Information supplied:
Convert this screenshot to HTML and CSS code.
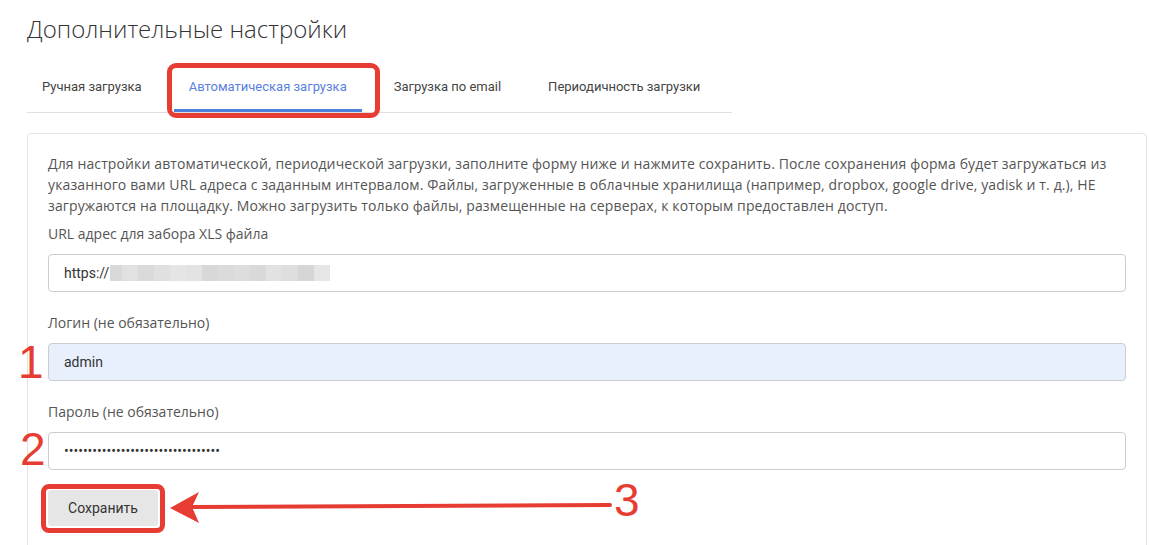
FILE: index.html
```html
<!DOCTYPE html>
<html lang="ru">
<head>
<meta charset="utf-8">
<title>Дополнительные настройки</title>
<link rel="stylesheet" href="styles.css">
</head>
<body>
<div class="page">
  <h1 class="title">Дополнительные настройки</h1>
  <nav class="tabs">
    <a class="tab">Ручная загрузка</a>
    <a class="tab active">Автоматическая загрузка</a>
    <a class="tab">Загрузка по email</a>
    <a class="tab">Периодичность загрузки</a>
  </nav>
  <section class="card">
    <p class="intro">Для настройки автоматической, периодической загрузки, заполните форму ниже и нажмите сохранить. После сохранения форма будет загружаться из указанного вами URL адреса с заданным интервалом. Файлы, загруженные в облачные хранилища (например, dropbox, google drive, yadisk и т. д.), НЕ загружаются на площадку. Можно загрузить только файлы, размещенные на серверах, к которым предоставлен доступ.</p>
    <div class="group">
      <label class="label">URL адрес для забора XLS файла</label>
      <div class="field">https://<span class="blur"><i class="b1"></i><i class="b2"></i><i class="b3"></i><i class="b4"></i><i class="b5"></i><i class="b6"></i><i class="b7"></i><i class="b8"></i><i class="b9"></i><i class="b10"></i><i class="b11"></i><i class="b12"></i><i class="b13"></i><i class="b14"></i></span></div>
    </div>
    <div class="group">
      <label class="label">Логин (не обязательно)</label>
      <div class="field autofill">admin</div>
    </div>
    <div class="group">
      <label class="label">Пароль (не обязательно)</label>
      <div class="field"><span class="dots">•••••••••••••••••••••••••••••••••</span></div>
    </div>
    <button class="btn">Сохранить</button>
  </section>

  <div class="mark mark-tab"></div>
  <div class="mark mark-btn"></div>
  <div class="num n1">1</div>
  <div class="num n2">2</div>
  <div class="num n3">3</div>
  <svg class="arrow" width="460" height="40" viewBox="165 488 460 40">
    <line x1="192" y1="507" x2="610" y2="505" stroke="#e63c32" stroke-width="4" stroke-linecap="round"/>
    <polygon points="170,508 199,492 192,507 199,523" fill="#e63c32"/>
  </svg>
</div>
</body>
</html>
```

FILE: styles.css
```css
html, body {
  margin: 0;
  padding: 0;
  background: #fff;
  overflow: hidden;
}
body {
  font-family: "Open Sans", "DejaVu Sans", sans-serif;
  color: #555;
}
.page {
  position: relative;
  padding: 12px 19px 0 27px;
  height: 545px;
  box-sizing: border-box;
}
.title {
  margin: 0 0 18px 0;
  font-family: "Open Sans", sans-serif;
  font-weight: 300;
  font-size: 24px;
  line-height: 33px;
  color: #333;
}
.tabs {
  display: flex;
  width: 705px;
  border-bottom: 1px solid #e0e0e0;
}
.tab {
  display: block;
  padding: 0 15px;
  margin-right: 17px;
  height: 46px;
  line-height: 47px;
  border-bottom: 3px solid transparent;
  font-family: Roboto, "Liberation Sans", sans-serif;
  font-size: 13px;
  color: #444;
  white-space: nowrap;
}
.tab.active {
  color: #5a7fe0;
  border-bottom-color: #4d80d8;
}
.card {
  margin-top: 20px;
  width: 1120px;
  box-sizing: border-box;
  border: 1px solid #e2e2e2;
  border-radius: 4px;
  padding: 19px 20px 40px 20px;
}
.intro {
  margin: 0 0 7px 0;
  font-size: 14px;
  letter-spacing: 0.12px;
  line-height: 21px;
  color: #555;
}
.group {
  margin-bottom: 20px;
}
.label {
  display: block;
  font-size: 14px;
  line-height: 21px;
  color: #555;
  margin-bottom: 10px;
}
.field {
  box-sizing: border-box;
  height: 38px;
  border: 1px solid #cccccc;
  border-radius: 4px;
  padding: 0 15px;
  display: flex;
  align-items: center;
  font-family: Roboto, "Liberation Sans", sans-serif;
  font-size: 14px;
  color: #333;
}
.field.autofill {
  background: #e8f0fe;
}
.blur {
  display: inline-flex;
  height: 16px;
  margin-left: 1px;
}
.blur i {
  display: block;
  width: 16px;
  height: 16px;
  background: #dcdcdc;
}
.blur .b1 { width: 12px; background: #d9d9d9; }
.blur .b2 { background: #e1e1e1; }
.blur .b3 { background: #dadada; }
.blur .b4 { background: #e0e0e0; }
.blur .b5 { background: #e5e5e5; }
.blur .b6 { background: #e3e3e3; }
.blur .b7 { background: #d8d8d8; }
.blur .b8 { background: #dbdbdb; }
.blur .b9 { background: #dddddd; }
.blur .b10 { background: #d9d9d9; }
.blur .b11 { background: #e2e2e2; }
.blur .b12 { background: #dedede; }
.blur .b13 { background: #d6d6d6; }
.blur .b14 { width: 16px; background: #e6e6e6; }
.dots {
  font-family: Roboto, "Liberation Sans", sans-serif;
  font-size: 14px;
  letter-spacing: 0;
  color: #333;
}
.btn {
  display: block;
  width: 110px;
  height: 36px;
  border: none;
  border-radius: 3px;
  background: #e6e6e6;
  font-family: Roboto, "Liberation Sans", sans-serif;
  font-size: 14px;
  color: #333;
  padding: 0;
}
.mark {
  position: absolute;
  box-sizing: border-box;
  border: 5px solid #e63c32;
  border-radius: 9px;
}
.mark-tab {
  left: 167px;
  top: 63px;
  width: 213px;
  height: 55px;
}
.mark-btn {
  left: 41px;
  top: 484px;
  width: 124px;
  height: 49px;
  border-radius: 8px;
}
.num {
  position: absolute;
  font-family: "Liberation Sans", Arial, sans-serif;
  font-size: 46px;
  line-height: 46px;
  color: #e63c32;
}
.n1 { left: 18px; top: 339px; }
.n2 { left: 20px; top: 426px; }
.n3 { left: 614px; top: 477px; }
.arrow {
  position: absolute;
  left: 165px;
  top: 488px;
}
```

Problem to work on:
Reproduce the material above in full and without alteration, but skip all pictures.

Task answer:
Convert this screenshot to HTML and CSS code.
FILE: index.html
```html
<!DOCTYPE html>
<html lang="ru">
<head>
<meta charset="utf-8">
<title>Дополнительные настройки</title>
<link rel="stylesheet" href="styles.css">
</head>
<body>
<div class="page">
  <h1 class="title">Дополнительные настройки</h1>
  <nav class="tabs">
    <a class="tab">Ручная загрузка</a>
    <a class="tab active">Автоматическая загрузка</a>
    <a class="tab">Загрузка по email</a>
    <a class="tab">Периодичность загрузки</a>
  </nav>
  <section class="card">
    <p class="intro">Для настройки автоматической, периодической загрузки, заполните форму ниже и нажмите сохранить. После сохранения форма будет загружаться из указанного вами URL адреса с заданным интервалом. Файлы, загруженные в облачные хранилища (например, dropbox, google drive, yadisk и т. д.), НЕ загружаются на площадку. Можно загрузить только файлы, размещенные на серверах, к которым предоставлен доступ.</p>
    <div class="group">
      <label class="label">URL адрес для забора XLS файла</label>
      <div class="field">https://<span class="blur"><i class="b1"></i><i class="b2"></i><i class="b3"></i><i class="b4"></i><i class="b5"></i><i class="b6"></i><i class="b7"></i><i class="b8"></i><i class="b9"></i><i class="b10"></i><i class="b11"></i><i class="b12"></i><i class="b13"></i><i class="b14"></i></span></div>
    </div>
    <div class="group">
      <label class="label">Логин (не обязательно)</label>
      <div class="field autofill">admin</div>
    </div>
    <div class="group">
      <label class="label">Пароль (не обязательно)</label>
      <div class="field"><span class="dots">•••••••••••••••••••••••••••••••••</span></div>
    </div>
    <button class="btn">Сохранить</button>
  </section>

  <div class="mark mark-tab"></div>
  <div class="mark mark-btn"></div>
  <div class="num n1">1</div>
  <div class="num n2">2</div>
  <div class="num n3">3</div>
  <svg class="arrow" width="460" height="40" viewBox="165 488 460 40">
    <line x1="192" y1="507" x2="610" y2="505" stroke="#e63c32" stroke-width="4" stroke-linecap="round"/>
    <polygon points="170,508 199,492 192,507 199,523" fill="#e63c32"/>
  </svg>
</div>
</body>
</html>
```

FILE: styles.css
```css
html, body {
  margin: 0;
  padding: 0;
  background: #fff;
  overflow: hidden;
}
body {
  font-family: "Open Sans", "DejaVu Sans", sans-serif;
  color: #555;
}
.page {
  position: relative;
  padding: 12px 19px 0 27px;
  height: 545px;
  box-sizing: border-box;
}
.title {
  margin: 0 0 18px 0;
  font-family: "Open Sans", sans-serif;
  font-weight: 300;
  font-size: 24px;
  line-height: 33px;
  color: #333;
}
.tabs {
  display: flex;
  width: 705px;
  border-bottom: 1px solid #e0e0e0;
}
.tab {
  display: block;
  padding: 0 15px;
  margin-right: 17px;
  height: 46px;
  line-height: 47px;
  border-bottom: 3px solid transparent;
  font-family: Roboto, "Liberation Sans", sans-serif;
  font-size: 13px;
  color: #444;
  white-space: nowrap;
}
.tab.active {
  color: #5a7fe0;
  border-bottom-color: #4d80d8;
}
.card {
  margin-top: 20px;
  width: 1120px;
  box-sizing: border-box;
  border: 1px solid #e2e2e2;
  border-radius: 4px;
  padding: 19px 20px 40px 20px;
}
.intro {
  margin: 0 0 7px 0;
  font-size: 14px;
  letter-spacing: 0.12px;
  line-height: 21px;
  color: #555;
}
.group {
  margin-bottom: 20px;
}
.label {
  display: block;
  font-size: 14px;
  line-height: 21px;
  color: #555;
  margin-bottom: 10px;
}
.field {
  box-sizing: border-box;
  height: 38px;
  border: 1px solid #cccccc;
  border-radius: 4px;
  padding: 0 15px;
  display: flex;
  align-items: center;
  font-family: Roboto, "Liberation Sans", sans-serif;
  font-size: 14px;
  color: #333;
}
.field.autofill {
  background: #e8f0fe;
}
.blur {
  display: inline-flex;
  height: 16px;
  margin-left: 1px;
}
.blur i {
  display: block;
  width: 16px;
  height: 16px;
  background: #dcdcdc;
}
.blur .b1 { width: 12px; background: #d9d9d9; }
.blur .b2 { background: #e1e1e1; }
.blur .b3 { background: #dadada; }
.blur .b4 { background: #e0e0e0; }
.blur .b5 { background: #e5e5e5; }
.blur .b6 { background: #e3e3e3; }
.blur .b7 { background: #d8d8d8; }
.blur .b8 { background: #dbdbdb; }
.blur .b9 { background: #dddddd; }
.blur .b10 { background: #d9d9d9; }
.blur .b11 { background: #e2e2e2; }
.blur .b12 { background: #dedede; }
.blur .b13 { background: #d6d6d6; }
.blur .b14 { width: 16px; background: #e6e6e6; }
.dots {
  font-family: Roboto, "Liberation Sans", sans-serif;
  font-size: 14px;
  letter-spacing: 0;
  color: #333;
}
.btn {
  display: block;
  width: 110px;
  height: 36px;
  border: none;
  border-radius: 3px;
  background: #e6e6e6;
  font-family: Roboto, "Liberation Sans", sans-serif;
  font-size: 14px;
  color: #333;
  padding: 0;
}
.mark {
  position: absolute;
  box-sizing: border-box;
  border: 5px solid #e63c32;
  border-radius: 9px;
}
.mark-tab {
  left: 167px;
  top: 63px;
  width: 213px;
  height: 55px;
}
.mark-btn {
  left: 41px;
  top: 484px;
  width: 124px;
  height: 49px;
  border-radius: 8px;
}
.num {
  position: absolute;
  font-family: "Liberation Sans", Arial, sans-serif;
  font-size: 46px;
  line-height: 46px;
  color: #e63c32;
}
.n1 { left: 18px; top: 339px; }
.n2 { left: 20px; top: 426px; }
.n3 { left: 614px; top: 477px; }
.arrow {
  position: absolute;
  left: 165px;
  top: 488px;
}
```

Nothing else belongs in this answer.